[Written problem] Gather from the listing below each line that includes the word "Tailwind", and copy it.

[Material shown]
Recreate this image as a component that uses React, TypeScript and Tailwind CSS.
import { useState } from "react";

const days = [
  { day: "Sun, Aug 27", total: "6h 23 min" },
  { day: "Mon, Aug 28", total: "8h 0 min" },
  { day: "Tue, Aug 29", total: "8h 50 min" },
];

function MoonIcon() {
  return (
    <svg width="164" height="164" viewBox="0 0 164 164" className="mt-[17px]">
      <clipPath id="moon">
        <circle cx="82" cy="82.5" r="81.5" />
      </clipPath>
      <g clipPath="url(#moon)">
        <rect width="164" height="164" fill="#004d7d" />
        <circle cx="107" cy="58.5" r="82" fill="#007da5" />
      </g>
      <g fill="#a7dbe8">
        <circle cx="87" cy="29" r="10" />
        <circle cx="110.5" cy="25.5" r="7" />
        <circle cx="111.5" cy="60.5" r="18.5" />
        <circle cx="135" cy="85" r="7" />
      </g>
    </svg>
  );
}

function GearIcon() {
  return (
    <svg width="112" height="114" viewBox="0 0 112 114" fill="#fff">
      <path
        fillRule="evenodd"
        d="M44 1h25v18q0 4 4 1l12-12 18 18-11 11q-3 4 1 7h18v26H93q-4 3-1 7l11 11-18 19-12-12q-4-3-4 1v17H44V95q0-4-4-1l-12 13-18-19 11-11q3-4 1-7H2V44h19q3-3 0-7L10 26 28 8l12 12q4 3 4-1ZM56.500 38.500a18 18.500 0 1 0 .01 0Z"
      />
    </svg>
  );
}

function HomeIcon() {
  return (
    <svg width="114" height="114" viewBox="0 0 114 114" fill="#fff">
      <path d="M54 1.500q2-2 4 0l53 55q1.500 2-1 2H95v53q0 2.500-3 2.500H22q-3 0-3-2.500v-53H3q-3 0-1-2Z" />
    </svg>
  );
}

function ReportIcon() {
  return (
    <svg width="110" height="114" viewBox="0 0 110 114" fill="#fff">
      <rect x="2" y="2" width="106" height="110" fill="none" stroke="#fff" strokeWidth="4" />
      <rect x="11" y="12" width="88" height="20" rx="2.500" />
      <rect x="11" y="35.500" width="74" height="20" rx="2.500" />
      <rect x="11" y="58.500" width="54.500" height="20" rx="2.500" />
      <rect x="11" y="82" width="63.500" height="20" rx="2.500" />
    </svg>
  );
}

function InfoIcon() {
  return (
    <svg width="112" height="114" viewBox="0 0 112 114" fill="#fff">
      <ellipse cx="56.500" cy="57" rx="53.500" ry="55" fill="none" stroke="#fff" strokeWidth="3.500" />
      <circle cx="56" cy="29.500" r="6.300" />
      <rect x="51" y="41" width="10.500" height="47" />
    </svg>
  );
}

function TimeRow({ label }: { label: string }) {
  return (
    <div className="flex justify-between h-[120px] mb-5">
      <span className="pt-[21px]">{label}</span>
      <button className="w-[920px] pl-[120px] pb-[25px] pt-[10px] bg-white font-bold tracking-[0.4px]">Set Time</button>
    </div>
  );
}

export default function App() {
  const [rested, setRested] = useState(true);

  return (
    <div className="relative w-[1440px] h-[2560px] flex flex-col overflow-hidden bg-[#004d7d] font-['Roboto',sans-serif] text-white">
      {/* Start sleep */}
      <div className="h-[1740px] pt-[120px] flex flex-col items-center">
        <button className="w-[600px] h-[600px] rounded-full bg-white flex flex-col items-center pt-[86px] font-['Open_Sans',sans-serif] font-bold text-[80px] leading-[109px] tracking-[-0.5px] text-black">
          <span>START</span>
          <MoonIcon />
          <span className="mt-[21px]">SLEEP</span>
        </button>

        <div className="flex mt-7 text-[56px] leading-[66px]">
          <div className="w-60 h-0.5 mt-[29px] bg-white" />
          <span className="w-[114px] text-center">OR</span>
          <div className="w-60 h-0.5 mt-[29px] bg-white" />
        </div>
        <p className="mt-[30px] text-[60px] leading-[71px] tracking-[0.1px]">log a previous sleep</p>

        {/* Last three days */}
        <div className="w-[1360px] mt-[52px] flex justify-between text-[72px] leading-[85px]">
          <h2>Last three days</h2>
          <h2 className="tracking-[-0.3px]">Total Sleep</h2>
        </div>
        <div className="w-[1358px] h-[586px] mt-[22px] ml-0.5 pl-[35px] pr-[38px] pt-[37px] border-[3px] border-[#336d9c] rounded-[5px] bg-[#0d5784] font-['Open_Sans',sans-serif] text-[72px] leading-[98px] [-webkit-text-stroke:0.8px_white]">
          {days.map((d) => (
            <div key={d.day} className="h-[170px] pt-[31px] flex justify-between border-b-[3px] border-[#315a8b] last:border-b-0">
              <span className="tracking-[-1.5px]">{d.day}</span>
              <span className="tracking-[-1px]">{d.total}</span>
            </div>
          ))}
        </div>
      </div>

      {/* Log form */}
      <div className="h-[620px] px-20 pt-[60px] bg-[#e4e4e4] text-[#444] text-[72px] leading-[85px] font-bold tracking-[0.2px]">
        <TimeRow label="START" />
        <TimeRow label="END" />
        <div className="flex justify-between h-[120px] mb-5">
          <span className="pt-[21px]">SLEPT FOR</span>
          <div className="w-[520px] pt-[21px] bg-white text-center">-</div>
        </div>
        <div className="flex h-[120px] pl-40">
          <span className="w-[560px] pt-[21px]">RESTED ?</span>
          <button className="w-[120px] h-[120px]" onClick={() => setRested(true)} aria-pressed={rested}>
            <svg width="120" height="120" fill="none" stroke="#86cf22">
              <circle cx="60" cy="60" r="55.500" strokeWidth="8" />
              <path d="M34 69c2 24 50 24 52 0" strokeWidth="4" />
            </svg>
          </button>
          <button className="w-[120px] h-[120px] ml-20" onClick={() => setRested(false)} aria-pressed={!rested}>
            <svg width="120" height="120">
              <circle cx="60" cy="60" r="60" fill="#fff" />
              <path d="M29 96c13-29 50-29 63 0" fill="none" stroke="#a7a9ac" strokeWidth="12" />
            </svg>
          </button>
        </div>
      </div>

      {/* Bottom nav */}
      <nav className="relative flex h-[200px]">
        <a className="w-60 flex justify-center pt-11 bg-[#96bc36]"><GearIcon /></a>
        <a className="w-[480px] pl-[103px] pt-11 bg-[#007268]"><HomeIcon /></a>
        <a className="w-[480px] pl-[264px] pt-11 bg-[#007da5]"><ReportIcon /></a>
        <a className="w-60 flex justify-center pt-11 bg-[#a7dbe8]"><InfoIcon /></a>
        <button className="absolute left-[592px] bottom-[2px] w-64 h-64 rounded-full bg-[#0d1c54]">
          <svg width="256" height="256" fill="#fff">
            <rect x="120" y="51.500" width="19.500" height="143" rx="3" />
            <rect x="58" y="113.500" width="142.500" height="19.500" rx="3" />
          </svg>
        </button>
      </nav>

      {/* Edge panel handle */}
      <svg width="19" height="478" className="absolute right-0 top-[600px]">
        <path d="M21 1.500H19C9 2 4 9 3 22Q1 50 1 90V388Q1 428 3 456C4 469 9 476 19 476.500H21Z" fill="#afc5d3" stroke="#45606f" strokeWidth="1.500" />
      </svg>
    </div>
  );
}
* * *
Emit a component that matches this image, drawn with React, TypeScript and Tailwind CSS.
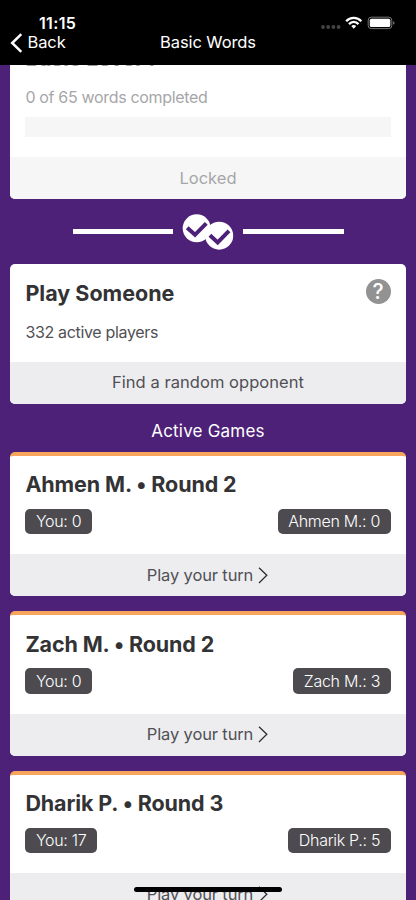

[Problem solution]
Recreate this image as a component that uses React, TypeScript and Tailwind CSS.
Emit a component that matches this image, drawn with React, TypeScript and Tailwind CSS.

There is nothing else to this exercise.